Introduction to Probability
Probability is a measure of uncertainty. By uncertainty we mean we don’t know what will the outcome of certain input and not sure what will happen later. In other words, we can describe probability as “How likely an event will occur?” We all know the sun rises in the east and sets in the west. In this case, there is a 100% likely that the sun will rise in the east and set in the west.
Let’s demonstrate some of the real examples,
Weather forecasting – Did you ever thought before how meteorologist forecasts weather? How does their weather report suggest that there is an 80% chance that there will be cloudy or rainy tomorrow?

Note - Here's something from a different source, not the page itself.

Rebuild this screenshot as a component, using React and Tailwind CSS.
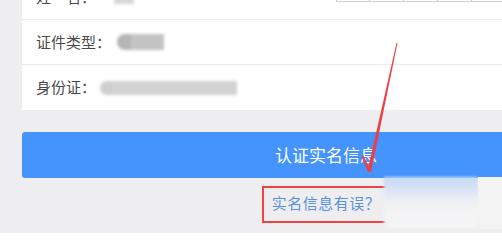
import React from "react";

const Row = ({ label, children, last }) => (
  <div
    className={
      "h-[45px] flex items-center pl-[14px] " +
      (last ? "" : "border-b border-[#ebebeb]")
    }
  >
    <span className="text-[15px] text-[#4a4a4a]">{label}</span>
    {children}
  </div>
);

const Arrow = () => (
  <svg
    className="absolute left-0 top-0 pointer-events-none"
    width="502"
    height="233"
    viewBox="0 0 502 233"
  >
    <polygon points="396.5,43 397.5,43 371,172 367.5,171" fill="#ef3e42" />
    <polygon points="361.5,156 363.5,155.5 370.5,171 368,172" fill="#ef3e42" />
  </svg>
);

export default function App() {
  return (
    <div
      className="relative w-[502px] h-[233px] overflow-hidden bg-[#eeeef1]"
      style={{ fontFamily: '"Noto Sans CJK SC", "Noto Sans", sans-serif' }}
    >
      <div className="w-[652px] px-[22px]">
        <div className="-mt-[25px] bg-white">
          <Row label="姓　名：">
            <div className="ml-[18px] w-[20px] h-[14px] bg-[#d8d8d8] blur-[1.5px]" />
          </Row>
          <Row label="证件类型：">
            <div className="ml-[6px] flex items-center blur-[1.5px]">
              <div className="w-[14px] h-[16px] bg-[#b5b5b5] rounded-l-full" />
              <div className="w-[33px] h-[16px] bg-[#c4c4c4]" />
            </div>
          </Row>
          <Row label="身份证：" last>
            <div className="ml-[4px] flex items-center blur-[1.5px]">
              <div className="w-[12px] h-[14px] bg-[#cfcfcf] rounded-l-full" />
              <div className="w-[125px] h-[14px] bg-[#d2d2d2]" />
            </div>
          </Row>
        </div>

        <button className="mt-[22px] w-full h-[46px] rounded-[3px] bg-[#4593fd] text-white text-[17px] flex items-center justify-center">
          认证实名信息
        </button>

        <div className="mt-[14px] flex justify-center">
          <span className="text-[15px] text-[#5b90e0] tracking-[0.5px]">
            实名信息有误？
          </span>
        </div>
      </div>

      {/* table lines at the top right */}
      <div className="absolute left-[336px] top-[-2px] w-[170px] h-[4px] grid grid-cols-5 border-b border-[#cfcfcf]">
        <div className="border-x border-[#cfcfcf]" />
        <div className="border-r border-[#cfcfcf]" />
        <div className="border-r border-[#cfcfcf]" />
        <div className="border-r border-[#cfcfcf]" />
        <div className="border-r border-[#cfcfcf]" />
      </div>

      {/* red highlight box */}
      <div className="absolute left-[262px] top-[186px] w-[130px] h-[37px] border-2 border-[#ef4444]" />

      {/* blurred patch */}
      <div className="absolute left-[384px] top-[177px] w-[94px] h-[51px] bg-linear-to-b from-[#c2d7f6] via-[#f1f1f3] to-[#f5f5f6] blur-[1.5px]" />
      <div className="absolute left-[478px] top-[177px] w-[24px] h-[52px] bg-[#f3f3f4]" />

      <Arrow />
    </div>
  );
}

Sales forecasting – How a company forecast future sales? By doing so they can predict future business trends, plan for future growth, etc. This sales forecast indicates as to “How much of a particular product is likely to be sold in a specified future period at a certain price?”
Political forecasting – During the election campaigning, “How Twitter predict the outcomes of election polls by using sentiment analysis?”
In the above examples, Probability is the common concept used for forecasting. Some of the terms we use for probability are chance, likelihood, expectation, percentage and odds.
Probability can be defined in many ways. One common definition is “It is a mathematical measure which indicates the chance of occurrences.” In other words, we can state that it is a measure of the likelihood that the event will occur. It ranges from 0 to 1.
Probability – Foundation of Statistics
Probability and Statistics are two different mathematical areas which are always interconnected and goes side by side. By the application of probability in statistics, it makes the outcomes more impactful and understandable. Now we might be thinking “How probability is the foundation of statistics?”
Let’s discuss a few of the concepts.
One of the common approaches we use during the data analysis is “Our data should be normal.” (Even though we have other alternatives if data is not normal). Now our question is, “How we come to know whether our data is normal or not?” The answer is data must follow a normal distribution. Normal distribution is a probability distribution.
Statistical inference is a process of making a decision about a population-based on sampling data. We often use p-value in SPC, DOE, Regression analysis, etc. for drawing inference about a process. “How we draw inference by using p-value?” We compare alpha (α) value with p-value and make a conclusion about the data. Now our question is, “What is a p-value?” P value is a probability value which lies within 0 and 1.
Suppose in a beverage manufacturing company, a quality inspector wants to know whether the bottle caps diameters are equal to 3 cm or not. If the bottle caps diameters are not equal to 3 cm then it won’t fit during the filling process. In such circumstances, we conduct hypothesis testing – We collect samples from a process and based on it we find p-value. After knowing p-value we compare with our alpha value and draw the inference.